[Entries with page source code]
+++++

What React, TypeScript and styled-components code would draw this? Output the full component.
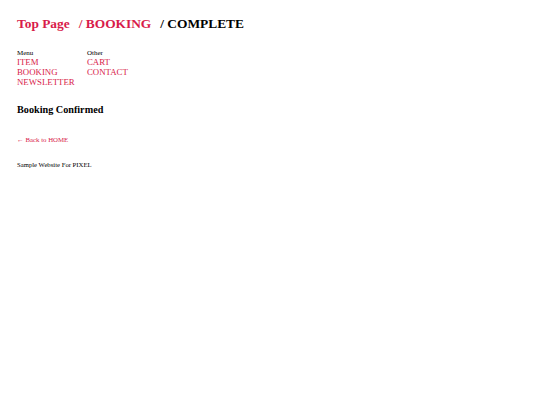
import styled, { createGlobalStyle } from 'styled-components'

const GlobalStyle = createGlobalStyle`
  html, body {
    margin: 0;
    padding: 0;
    background: #ffffff;
  }

  body {
    font-family: 'Liberation Serif', 'Times New Roman', serif;
    color: #000000;
  }
`

const ACCENT = '#d81b4a'

const Page = styled.div`
  display: flex;
  flex-direction: column;
  padding: 15px 17px;
`

const Breadcrumb = styled.h1`
  display: flex;
  align-items: baseline;
  gap: 9px;
  margin: 0;
  font-size: 13.4px;
  line-height: 18px;
  font-weight: bold;
`

const Crumb = styled.a<{ $current?: boolean }>`
  color: ${({ $current }) => ($current ? '#000000' : ACCENT)};
  text-decoration: none;
`

const Nav = styled.nav`
  display: flex;
  margin-top: 16.5px;
`

const NavColumn = styled.div`
  display: flex;
  flex-direction: column;
  width: 70px;
`

const NavLabel = styled.span`
  font-size: 7px;
  line-height: 7.5px;
`

const NavLink = styled.a`
  color: ${ACCENT};
  font-size: 8.8px;
  line-height: 10px;
  text-decoration: none;
`

const Heading = styled.h2`
  margin: 16px 0 0;
  font-size: 10.2px;
  line-height: 14px;
  font-weight: bold;
`

const BackLink = styled.a`
  margin-top: 18px;
  color: ${ACCENT};
  font-size: 6.8px;
  line-height: 9px;
  text-decoration: none;
`

const Footer = styled.footer`
  margin-top: 16px;
  font-size: 6.7px;
  line-height: 9px;
`

const MENU = ['ITEM', 'BOOKING', 'NEWSLETTER']
const OTHER = ['CART', 'CONTACT']

export default function App() {
  return (
    <>
      <GlobalStyle />
      <Page>
        <Breadcrumb>
          <Crumb href="#">Top Page</Crumb>
          <Crumb href="#">/ BOOKING</Crumb>
          <Crumb $current>/ COMPLETE</Crumb>
        </Breadcrumb>

        <Nav>
          <NavColumn>
            <NavLabel>Menu</NavLabel>
            {MENU.map((item) => (
              <NavLink key={item} href="#">
                {item}
              </NavLink>
            ))}
          </NavColumn>
          <NavColumn>
            <NavLabel>Other</NavLabel>
            {OTHER.map((item) => (
              <NavLink key={item} href="#">
                {item}
              </NavLink>
            ))}
          </NavColumn>
        </Nav>

        <Heading>Booking Confirmed</Heading>

        <BackLink href="#">← Back to HOME</BackLink>

        <Footer>Sample Website For PIXEL</Footer>
      </Page>
    </>
  )
}
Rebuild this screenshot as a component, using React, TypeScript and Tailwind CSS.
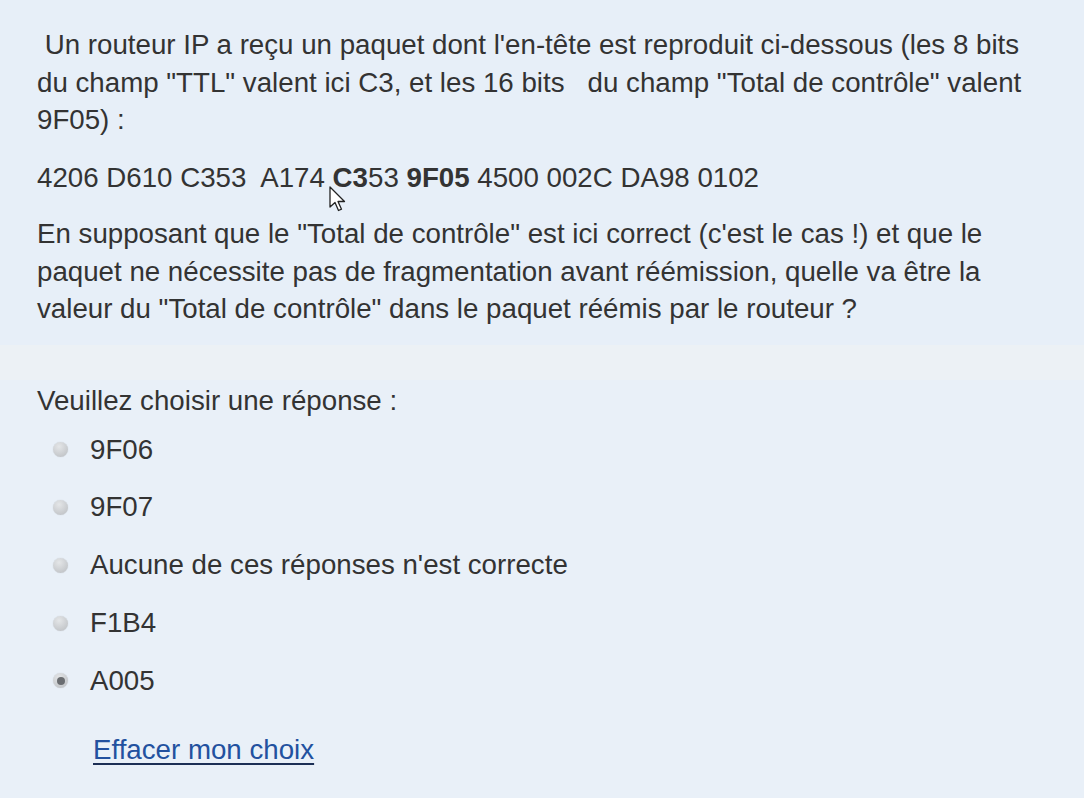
import React from 'react';

const options = [
  { id: 'a', label: '9F06', checked: false },
  { id: 'b', label: '9F07', checked: false },
  { id: 'c', label: "Aucune de ces réponses n'est correcte", checked: false },
  { id: 'd', label: 'F1B4', checked: false },
  { id: 'e', label: 'A005', checked: true },
];

function Radio({ checked }: { checked: boolean }) {
  return (
    <span className="relative flex items-center justify-center w-[15px] h-[15px] rounded-full bg-[radial-gradient(circle_at_40%_30%,#e4e6e8,#b9bcc0)] shadow-[0_0_1px_rgba(0,0,0,0.2)]">
      {checked && <span className="w-[8px] h-[8px] rounded-full bg-[#6a6d71]" />}
    </span>
  );
}

function Cursor() {
  return (
    <svg className="absolute left-[329px] top-[186px]" width="20" height="28" viewBox="0 0 20 28">
      <path
        d="M1 1 L1 21 L6 16.5 L9.5 24.5 L12.5 23.2 L9 15.5 L15.5 15.5 Z"
        fill="#fff"
        stroke="#222"
        strokeWidth="1.3"
        strokeLinejoin="round"
      />
    </svg>
  );
}

export default function App() {
  return (
    <div className="w-full h-[802px] bg-white font-['Liberation_Sans',Arial,sans-serif] text-[27.7px] text-[#333]">
      <div className="relative w-[1084px] h-[798px] bg-[#e9f0f8] flex flex-col">
        <div className="bg-[#e7eff8] pl-[37px] pr-[40px] pt-[26px] h-[345px] leading-[37.5px]">
          <p className="mb-[20.5px]">
            &nbsp;Un routeur IP a reçu un paquet dont l'en-tête est reproduit ci-dessous (les 8 bits du champ "TTL" valent ici C3, et les 16 bits&nbsp;&nbsp; du champ "Total de contrôle" valent 9F05) :
          </p>
          <p className="mb-[18.5px]">
            4206 D610 C353&nbsp; A174 <b>C3</b>53 <b>9F05</b> 4500 002C DA98 0102
          </p>
          <p>
            En supposant que le "Total de contrôle" est ici correct (c'est le cas !) et que le paquet ne nécessite pas de fragmentation avant réémission, quelle va être la valeur du "Total de contrôle" dans le paquet réémis par le routeur ?
          </p>
        </div>

        <div className="bg-[#ecf1f5] h-[34.5px]" />

        <div className="pl-[37px] flex-1 leading-[42.5px]">
          <p>Veuillez choisir une réponse :</p>
          <div className="mt-[6.5px] flex flex-col gap-[15.25px]">
            {options.map((o) => (
              <label key={o.id} className="flex items-center pl-[16px]">
                <Radio checked={o.checked} />
                <span className="ml-[22px]">{o.label}</span>
              </label>
            ))}
          </div>
          <div className="mt-[26.5px] pl-[56px]">
            <a href="#" className="text-[#22519f] underline decoration-[#1c2f55] underline-offset-[4px]">
              Effacer mon choix
            </a>
          </div>
        </div>

        <Cursor />
      </div>
    </div>
  );
}
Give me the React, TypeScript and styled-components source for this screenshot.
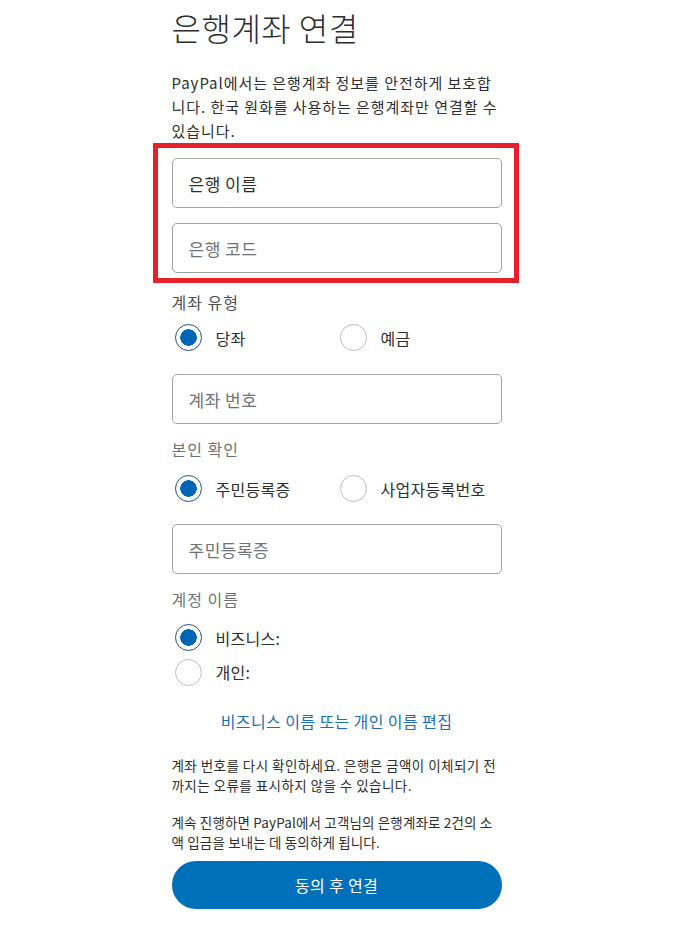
import React from 'react';
import styled, {createGlobalStyle} from 'styled-components';

const GlobalStyle = createGlobalStyle`
    body {
        margin: 0;
        background: #ffffff;
        font-family: "Noto Sans CJK KR", "Liberation Sans", sans-serif;
        color: #2c2e2f;
    }
`

type Choice = { label: string, checked?: boolean }

const RadioItem = ({label, checked}: Choice) => (
    <RadioLabel>
        <RadioCircle $checked={!!checked}/>
        <span>{label}</span>
    </RadioLabel>
)

export default function App() {
    return (
        <Page>
            <GlobalStyle/>
            <Column>
                <Title>은행계좌 연결</Title>
                <Intro>
                    PayPal에서는 은행계좌 정보를 안전하게 보호합니다. 한국 원화를 사용하는 은행계좌만 연결할 수 있습니다.
                </Intro>

                <Highlight>
                    <Field $filled>은행 이름</Field>
                    <Field>은행 코드</Field>
                </Highlight>

                <GroupLabel>계좌 유형</GroupLabel>
                <RadioRow $gap={12}>
                    <RadioItem label="당좌" checked/>
                    <RadioItem label="예금"/>
                </RadioRow>
                <Field $gap={23}>계좌 번호</Field>

                <GroupLabel $light>본인 확인</GroupLabel>
                <RadioRow $gap={16}>
                    <RadioItem label="주민등록증" checked/>
                    <RadioItem label="사업자등록번호"/>
                </RadioRow>
                <Field $gap={22}>주민등록증</Field>

                <GroupLabel $light>계정 이름</GroupLabel>
                <RadioStack>
                    <RadioItem label="비즈니스:" checked/>
                    <RadioItem label="개인:"/>
                </RadioStack>

                <EditLink>비즈니스 이름 또는 개인 이름 편집</EditLink>

                <Note $spacing={0.45}>
                    계좌 번호를 다시 확인하세요. 은행은 금액이 이체되기 전까지는 오류를 표시하지 않을 수 있습니다.
                </Note>
                <Note $gap={17} $spacing={0.15}>
                    계속 진행하면 PayPal에서 고객님의 은행계좌로 2건의 소액 입금을 보내는 데 동의하게 됩니다.
                </Note>

                <Submit>동의 후 연결</Submit>
            </Column>
        </Page>
    );
}

const Page = styled.main`
    padding: 7px 0 20px;
`

const Column = styled.div`
    width: 330px;
    margin: 0 auto;
    display: flex;
    flex-direction: column;
`

const Title = styled.h1`
    margin: 0;
    font-size: 32px;
    font-weight: 300;
    line-height: 40px;
    letter-spacing: 0.5px;
    color: #2c2e2f;
`

const Intro = styled.p`
    margin: 24px 0 0;
    font-size: 15px;
    line-height: 24px;
    letter-spacing: 0.95px;
    color: #2c2e2f;
`

const Highlight = styled.div`
    margin: 0 -17px 0 -19px;
    border: 5px solid #e8202a;
    padding: 10px 12px 5px 14px;
    display: flex;
    flex-direction: column;
    gap: 15px;
`

const Field = styled.div<{ $filled?: boolean, $gap?: number }>`
    height: 50px;
    box-sizing: border-box;
    margin-top: ${p => p.$gap ?? 0}px;
    border: 1px solid #9da3a6;
    border-radius: 5px;
    padding: 0 16px;
    display: flex;
    align-items: center;
    font-size: 17px;
    letter-spacing: 0.5px;
    color: ${p => p.$filled ? '#2c2e2f' : '#6c7378'};
`

const GroupLabel = styled.div<{ $light?: boolean }>`
    margin-top: ${p => p.$light ? 15 : 9}px;
    font-size: 16px;
    line-height: 20px;
    letter-spacing: 1px;
    color: ${p => p.$light ? '#6c7378' : '#4a4f53'};
`

const RadioRow = styled.div<{ $gap: number }>`
    margin-top: ${p => p.$gap}px;
    display: grid;
    grid-template-columns: 165px 1fr;
    padding-left: 3px;
`

const RadioStack = styled.div`
    margin-top: 15px;
    display: flex;
    flex-direction: column;
    gap: 7.5px;
    padding-left: 3px;
`

const RadioLabel = styled.label`
    display: flex;
    align-items: center;
    gap: 14px;
    font-size: 16px;
    letter-spacing: 0.3px;
    color: #2c2e2f;
`

const RadioCircle = styled.span<{ $checked: boolean }>`
    width: 27px;
    height: 27px;
    box-sizing: border-box;
    border-radius: 50%;
    border: ${p => p.$checked ? '1.5px solid #1d4f82' : '1px solid #b7bcbf'};
    background: ${p => p.$checked ? 'radial-gradient(circle, #0065b3 0 8px, #ffffff 8.5px)' : '#ffffff'};
    flex-shrink: 0;
`

const EditLink = styled.a`
    margin-top: 23px;
    align-self: center;
    font-size: 16px;
    letter-spacing: 0.4px;
    color: #1a6fb3;
    cursor: pointer;
`

const Note = styled.p<{ $gap?: number, $spacing: number }>`
    margin: ${p => p.$gap ?? 22}px 0 0;
    font-size: 13.5px;
    line-height: 20px;
    letter-spacing: ${p => p.$spacing}px;
    color: #2c2e2f;
`

const Submit = styled.button`
    margin-top: 9px;
    height: 48px;
    border: none;
    border-radius: 24px;
    background: #0070ba;
    color: #ffffff;
    font-family: inherit;
    font-size: 16px;
    letter-spacing: 0.3px;
    cursor: pointer;
`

+++++

→ SHORT TASK
Only lines belong in the copy: transcribe those from the start of the data through the line that contains "const ACCENT = '#d81b4a'", and skip the pictures.

→ RESULT OF THE TASK
What React, TypeScript and styled-components code would draw this? Output the full component.
import styled, { createGlobalStyle } from 'styled-components'

const GlobalStyle = createGlobalStyle`
  html, body {
    margin: 0;
    padding: 0;
    background: #ffffff;
  }

  body {
    font-family: 'Liberation Serif', 'Times New Roman', serif;
    color: #000000;
  }
`

const ACCENT = '#d81b4a'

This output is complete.